In other words, decarbonizing the ships that carry fossil fuels is not a separate problem from decarbonizing the energy system. The two are deeply intertwined, and progress on one front directly accelerates progress on the other.
The Feedback Loop Nobody Is Talking About
Here is where the analysis becomes genuinely transformative. If the global economy transitions away from fossil fuels — as climate targets and clean energy economics increasingly demand — then a substantial portion of the maritime shipping demand that drives bunker fuel consumption simply disappears. The ships carrying coal to aging power plants will have less coal to carry. The supertankers moving crude oil will find fewer refineries waiting at the other end. The LNG fleet will shrink as pipeline gas and electrification displace it.
This is a feedback loop that conventional maritime fuel modeling consistently underestimates. Projections that assume today's shipping volumes will persist into 2040 or 2050 are implicitly assuming that fossil fuel consumption remains robust for decades. That assumption is increasingly hard to defend given the rate at which solar, wind, and battery storage are capturing energy market share globally.
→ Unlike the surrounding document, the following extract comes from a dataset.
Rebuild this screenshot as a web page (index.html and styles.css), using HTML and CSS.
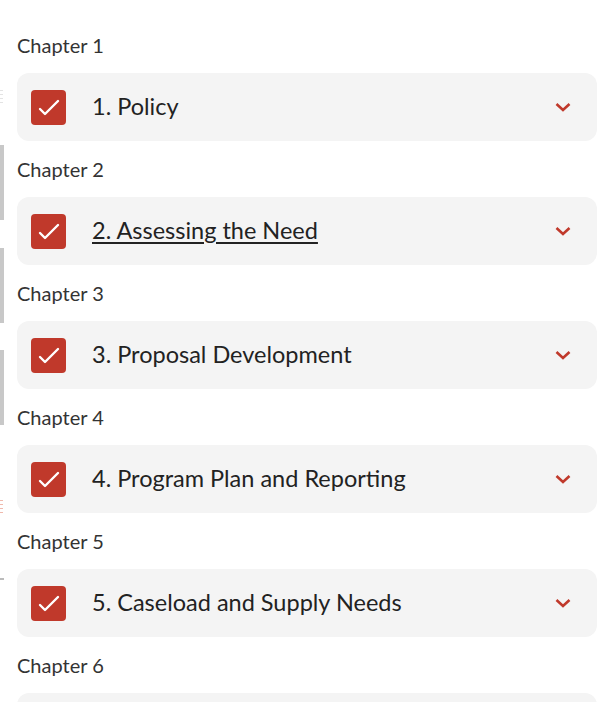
FILE: index.html
```html
<!DOCTYPE html>
<html lang="en">
<head>
<meta charset="utf-8">
<title>Chapters</title>
<link rel="stylesheet" href="styles.css">
</head>
<body>
<div class="edge">
  <span class="mark mark-a"></span>
  <span class="bar bar-1"></span>
  <span class="bar bar-2"></span>
  <span class="bar bar-3"></span>
  <span class="mark mark-b"></span>
  <span class="mark mark-c"></span>
</div>
<main class="list">
  <section class="chapter">
    <div class="label">Chapter 1</div>
    <div class="card">
      <span class="check"><svg viewBox="0 0 35 35" width="35" height="35"><path d="M9 19 L14 24 L27 11" fill="none" stroke="#fff" stroke-width="2.4" stroke-linecap="round" stroke-linejoin="round"/></svg></span>
      <span class="title">1. Policy</span>
      <svg class="chev" viewBox="0 0 16 10" width="16" height="10"><path d="M1.5 2 L8 8 L14.5 2" fill="none" stroke="#c0392b" stroke-width="2.6"/></svg>
    </div>
  </section>
  <section class="chapter">
    <div class="label">Chapter 2</div>
    <div class="card">
      <span class="check"><svg viewBox="0 0 35 35" width="35" height="35"><path d="M9 19 L14 24 L27 11" fill="none" stroke="#fff" stroke-width="2.4" stroke-linecap="round" stroke-linejoin="round"/></svg></span>
      <span class="title underline">2. Assessing the Need</span>
      <svg class="chev" viewBox="0 0 16 10" width="16" height="10"><path d="M1.5 2 L8 8 L14.5 2" fill="none" stroke="#c0392b" stroke-width="2.6"/></svg>
    </div>
  </section>
  <section class="chapter">
    <div class="label">Chapter 3</div>
    <div class="card">
      <span class="check"><svg viewBox="0 0 35 35" width="35" height="35"><path d="M9 19 L14 24 L27 11" fill="none" stroke="#fff" stroke-width="2.4" stroke-linecap="round" stroke-linejoin="round"/></svg></span>
      <span class="title">3. Proposal Development</span>
      <svg class="chev" viewBox="0 0 16 10" width="16" height="10"><path d="M1.5 2 L8 8 L14.5 2" fill="none" stroke="#c0392b" stroke-width="2.6"/></svg>
    </div>
  </section>
  <section class="chapter">
    <div class="label">Chapter 4</div>
    <div class="card">
      <span class="check"><svg viewBox="0 0 35 35" width="35" height="35"><path d="M9 19 L14 24 L27 11" fill="none" stroke="#fff" stroke-width="2.4" stroke-linecap="round" stroke-linejoin="round"/></svg></span>
      <span class="title">4. Program Plan and Reporting</span>
      <svg class="chev" viewBox="0 0 16 10" width="16" height="10"><path d="M1.5 2 L8 8 L14.5 2" fill="none" stroke="#c0392b" stroke-width="2.6"/></svg>
    </div>
  </section>
  <section class="chapter">
    <div class="label">Chapter 5</div>
    <div class="card">
      <span class="check"><svg viewBox="0 0 35 35" width="35" height="35"><path d="M9 19 L14 24 L27 11" fill="none" stroke="#fff" stroke-width="2.4" stroke-linecap="round" stroke-linejoin="round"/></svg></span>
      <span class="title">5. Caseload and Supply Needs</span>
      <svg class="chev" viewBox="0 0 16 10" width="16" height="10"><path d="M1.5 2 L8 8 L14.5 2" fill="none" stroke="#c0392b" stroke-width="2.6"/></svg>
    </div>
  </section>
  <section class="chapter">
    <div class="label">Chapter 6</div>
    <div class="card"></div>
  </section>
</main>
</body>
</html>
```
FILE: styles.css
```css
html, body {
  margin: 0;
  padding: 0;
  background: #ffffff;
  overflow: hidden;
  height: 702px;
}
body {
  font-family: Lato, "Open Sans", sans-serif;
  color: #222;
}
.list {
  padding: 33px 10px 0 17px;
  display: flex;
  flex-direction: column;
}
.chapter {
  display: flex;
  flex-direction: column;
  margin-bottom: 16px;
}
.label {
  font-size: 20px;
  line-height: 24px;
  color: #333;
  margin-bottom: 16px;
}
.card {
  height: 68px;
  background: #f4f4f4;
  border-radius: 12px;
  display: flex;
  align-items: center;
  padding: 0 26px 0 14px;
}
.check {
  width: 35px;
  height: 35px;
  background: #c0392b;
  border-radius: 4px;
  display: flex;
  flex: none;
}
.title {
  font-size: 23.5px;
  line-height: 28px;
  color: #222;
  margin-left: 26px;
  margin-bottom: 3px;
  flex: 1;
}
.underline {
  text-decoration: underline;
  text-decoration-thickness: 2px;
  text-underline-offset: 3px;
}
.chev {
  flex: none;
}
.edge {
  position: absolute;
  left: 0;
  top: 0;
  width: 5px;
  height: 702px;
}
.bar {
  position: absolute;
  left: 0;
  width: 4px;
  background: #c8c8c8;
}
.bar-1 { top: 145px; height: 75px; }
.bar-2 { top: 248px; height: 75px; }
.bar-3 { top: 350px; height: 75px; }
.mark {
  position: absolute;
  left: 0;
  width: 3px;
}
.mark-a { top: 90px; height: 14px; background: repeating-linear-gradient(#e3e3e3 0 1px, transparent 1px 4px); }
.mark-b { top: 500px; height: 15px; background: repeating-linear-gradient(#f0b9ad 0 1px, transparent 1px 4px); }
.mark-c { top: 570px; height: 11px; width: 4px; background: linear-gradient(transparent 0 8px, #bbb 8px 10px, transparent 10px); }
```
The practical implication is significant: the maritime industry may not need to replace nearly as much bunker fuel demand as current models suggest, because a meaningful share of that demand will evaporate along with the fossil fuel cargoes that generate it.
What This Means for Green Fuel Scaling Targets
The scaling challenge for alternative maritime fuels — green ammonia, green methanol, sustainable biofuels, and green hydrogen — has always looked daunting when measured against total bunker fuel demand. The numbers involved are enormous. The infrastructure requirements are immense. The cost curves, while improving, remain steep.
But if the relevant target is not 100% of today's bunker fuel demand but rather the demand that survives the energy transition, the scaling challenge becomes considerably more manageable. The ships that will persist in a decarbonized economy — container vessels, bulk carriers moving food and minerals, car carriers, cruise ships, ferries — represent a more bounded and predictable demand base than the current total fleet.
This does not mean the transition will be easy. It means the goalposts are in a different place than most fuel roadmaps currently acknowledge. Green fuel developers and port infrastructure investors would be well served by modeling scenarios that account for fossil cargo decline, rather than holding it constant.
Rethinking Maritime Decarbonization Strategy
Several strategic implications flow from this reframing:
- Stranded asset risk is real and underpriced. Vessels purpose-built for fossil fuel cargo — especially coal carriers and crude oil tankers with long economic lifespans — face significant stranded asset risk as energy transition accelerates. Investors and shipowners who ignore this are taking on exposure that balance sheets may not yet reflect.
- Green fuel infrastructure should prioritize durable cargo routes. Ammonia bunkering terminals and methanol fuel depots make the most economic sense when they are anchored to trade lanes that will persist: container shipping corridors, agricultural bulk routes, and key passenger ferry networks.
- Policy incentives need recalibration. Fuel mandates and carbon pricing mechanisms designed around total fleet averages may inadvertently subsidize the fossil fuel logistics chain. Targeted policies that focus on high-persistence vessel categories may deliver better long-term outcomes.
- Electrification deserves more attention in short-sea shipping. As fossil cargo declines, the residual short-haul shipping market becomes more amenable to battery-electric propulsion — a technology that still receives far less attention in maritime decarbonization discussions than its potential warrants.
A Cleaner Lens for a Complex Problem
The maritime industry is one of the most challenging sectors to decarbonize, and no single insight resolves all of its complexity. But the recognition that fossil fuels are simultaneously 40% of freight tonnage and 50% of fuel consumption is a powerful lens. It reveals that the shipping sector's carbon problem and the broader fossil fuel economy's carbon problem are not parallel challenges — they are the same challenge viewed from different angles.
Getting the framing right matters enormously for investors, policymakers, fuel developers, and shipowners. The maritime energy transition will not simply be a fuel swap. It will be a structural reorganization of global trade driven by the decline of the very commodities that currently dominate its fuel bill. Planning for that future, rather than extrapolating from today's bunker demand, is the more honest and ultimately more useful exercise.
The ships of tomorrow will carry a different world. The sooner the maritime industry's energy models reflect that reality, the better the decisions made today will look a decade from now.